The lawsuit, coupled with previous letters sent to HUD, describe a local housing market unable to meet the needs of low-income renters. “Our members have faced discrimination and inflated rents in the private market that have made it nearly impossible to use their vouchers in high opportunity areas,” said Darin Collins, president of the Marrero Tenants Organization, in a statement.

That’s the case for three longtime Acre Road residents, all Black women, who are named as plaintiffs along with the tenants’ organization. One, Jolene Anderson, contacted more than 30 prospective rentals, but could only find apartments that cost more than her $1,646, three-bedroom voucher, according to the complaint. Another, Kedra James, looked at 40 units across Jefferson Parish’s east and west banks, but was only able to secure a unit in New Orleans’ Central City, where crime rates are higher than in Acre Road.

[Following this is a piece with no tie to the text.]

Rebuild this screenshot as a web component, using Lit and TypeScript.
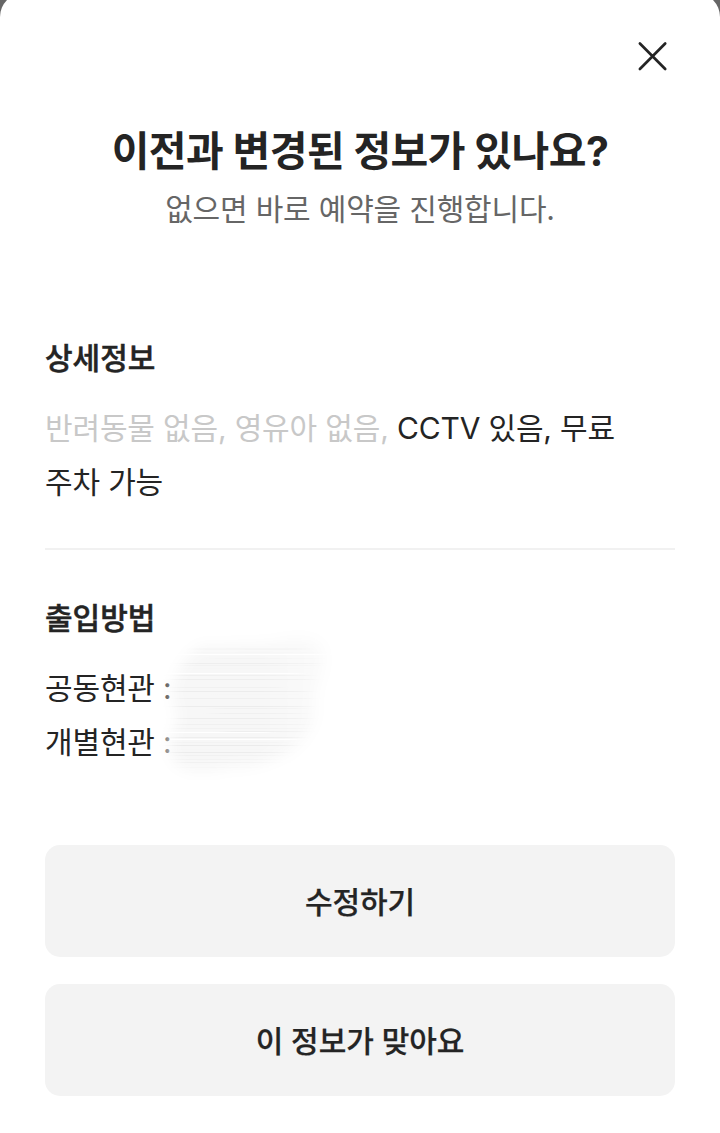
import { LitElement, html, svg, css } from "lit";
import { customElement } from "lit/decorators.js";

// Horizontal streaks of the privacy smudge: [y, x, width, height, grey]
const streaks: number[][] = [
  [9, 110, 50, 1, 248], [14, 50, 120, 1, 246], [18, 30, 120, 2, 242], [22, 30, 140, 1, 245], [24, 20, 150, 1, 255],
  [28, 60, 110, 1, 244], [33, 10, 155, 1, 238], [35, 20, 145, 1, 242], [38, 10, 150, 1, 246], [43, 5, 140, 1, 255],
  [45, 5, 150, 1, 240], [49, 5, 155, 1, 238], [53, 20, 140, 1, 247], [57, 5, 120, 1, 241], [61, 0, 155, 1, 236],
  [64, 60, 90, 1, 246], [68, 20, 140, 1, 240], [72, 30, 130, 1, 247], [76, 5, 150, 1, 236], [78, 60, 90, 1, 241],
  [83, 60, 90, 1, 240], [88, 10, 145, 1, 237], [91, 40, 110, 1, 246], [94, 10, 145, 1, 240], [98, 10, 145, 1, 242],
  [101, 70, 85, 1, 238], [102, 5, 110, 1, 255], [107, 5, 145, 1, 238], [109, 5, 140, 1, 255], [112, 10, 120, 1, 243],
  [115, 5, 140, 1, 235], [119, 20, 110, 1, 246], [122, 5, 130, 1, 236], [125, 20, 110, 1, 241], [129, 5, 120, 1, 242],
  [132, 20, 110, 1, 239], [137, 10, 100, 1, 243], [142, 20, 70, 1, 245],
];

@customElement("app-root")
export class AppRoot extends LitElement {
  static styles = css`
    :host { display: block; height: 1133px; background: #666; overflow: hidden; font-family: "Inter", "Noto Sans CJK KR", sans-serif; color: #242424; }
    * { box-sizing: border-box; }
    .sheet { height: 1140px; margin-top: -7px; background: #fff; border-radius: 24px 24px 0 0; padding: 45px 45px 0; display: flex; flex-direction: column; }
    .top { display: flex; justify-content: flex-end; height: 36px; padding-right: 5px; }
    .close { border: 0; padding: 0; background: none; width: 36px; height: 36px; }
    svg { display: block; }
    h1, h2, p { margin: 0; white-space: nowrap; }
    h1 { margin-top: 48px; font-size: 41px; line-height: 58px; text-align: center; font-weight: 700; letter-spacing: -0.5px; }
    .sub { font-size: 30px; line-height: 44px; margin-top: 7px; text-align: center; color: #666; letter-spacing: -0.18px; }
    h2 { font-size: 30px; line-height: 44px; font-weight: 500; -webkit-text-stroke: 0.5px #242424; }
    .details { margin-top: 105px; height: 214px; border-bottom: 2px solid #f1f1f1; }
    .body { font-size: 30px; line-height: 54px; margin-top: 21px; letter-spacing: -0.16px; }
    .muted { color: #c8c8c8; }
    .access { margin-top: 46px; position: relative; }
    .smudge { position: absolute; left: 110px; top: 34px; pointer-events: none; }
    .c1 { color: #505050; }
    .c2 { color: #6c6c6c; }
    .actions { margin-top: 76px; display: grid; gap: 27px; }
    .btn { height: 112px; border: 0; border-radius: 15px; padding: 0 0 2px; background: #f3f3f3; font: 500 30px "Inter", "Noto Sans CJK KR", sans-serif; letter-spacing: -0.05px; color: #242424; -webkit-text-stroke: 0.25px #242424; }
  `;
  render() {
    return html`<main class="sheet">
      <div class="top"><button class="close" aria-label="닫기"><svg width="36" height="36" viewBox="0 0 36 36" fill="none" stroke="#242424" stroke-width="2.7" stroke-linecap="round"><path d="M5.9 5.5 31.2 31M31.2 5.5 5.9 31"/></svg></button></div>
      <h1>이전과 변경된 정보가 있나요?</h1>
      <p class="sub">없으면 바로 예약을 진행합니다.</p>
      <section class="details"><h2>상세정보</h2><p class="body"><span class="muted">반려동물 없음, 영유아 없음,</span> CCTV 있음, 무료<br>주차 가능</p></section>
      <section class="access"><h2>출입방법</h2><p class="body">공동현관 <span class="c1">:</span><br>개별현관 <span class="c2">:</span></p>
        <svg class="smudge" width="180" height="150" viewBox="0 0 180 150" aria-hidden="true">
          <defs>
            <filter id="edge" x="-20%" y="-20%" width="140%" height="140%"><feGaussianBlur stdDeviation="7"/></filter>
            <filter id="soft" x="-10%" y="-10%" width="120%" height="120%"><feGaussianBlur stdDeviation="7 0.6"/></filter>
            <linearGradient id="fade" x2="1" y2="0"><stop offset="0" stop-color="#fff"/><stop offset=".6" stop-color="#fff"/><stop offset="1" stop-color="#888"/></linearGradient>
            <mask id="shape"><path filter="url(#edge)" fill="url(#fade)" d="M45 16Q85 16 118 14Q148 4 166 14Q173 30 165 48Q158 68 161 85Q156 105 138 120Q105 138 75 137Q40 146 24 136Q10 124 17 107L24 85Q16 73 18 55Q26 30 45 16Z"/></mask>
          </defs>
          <g mask="url(#shape)"><rect width="180" height="150" fill="#f7f7f7"/>
            <g filter="url(#soft)">${streaks.map(([y, x, w, h, g]) => svg`<rect x=${x} y=${y} width=${w} height=${h} fill=${`rgb(${g},${g},${g})`}></rect>`)}</g>
          </g>
        </svg>
      </section>
      <div class="actions"><button class="btn">수정하기</button><button class="btn">이 정보가 맞아요</button></div>
    </main>`;
  }
}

And a third, Candace Johnson, obtained a voucher in 2021 only to discover that landlords in whiter parts of the parish, like Metairie and Gretna, didn’t accept Section 8. Johnson looked at more than 25 units, but the only properties she found that took vouchers were in worse condition than her Acre Road home. Ultimately, Johnson’s voucher expired.

According to the suit, both Anderson and Johnson still live at Acre Road, where many empty units have been boarded up. As of last week, 49 of the complex’s 200 units were still leased, according to HUD data.

Local officials originally designed Acre Road as segregated housing for poor Black residents in the 1960s. Tenants there proceeded to play a unique role in civil rights efforts of the 1970s and 1980s, as documented in a report determining the site is eligible for a listing on the National Register of Historic Places.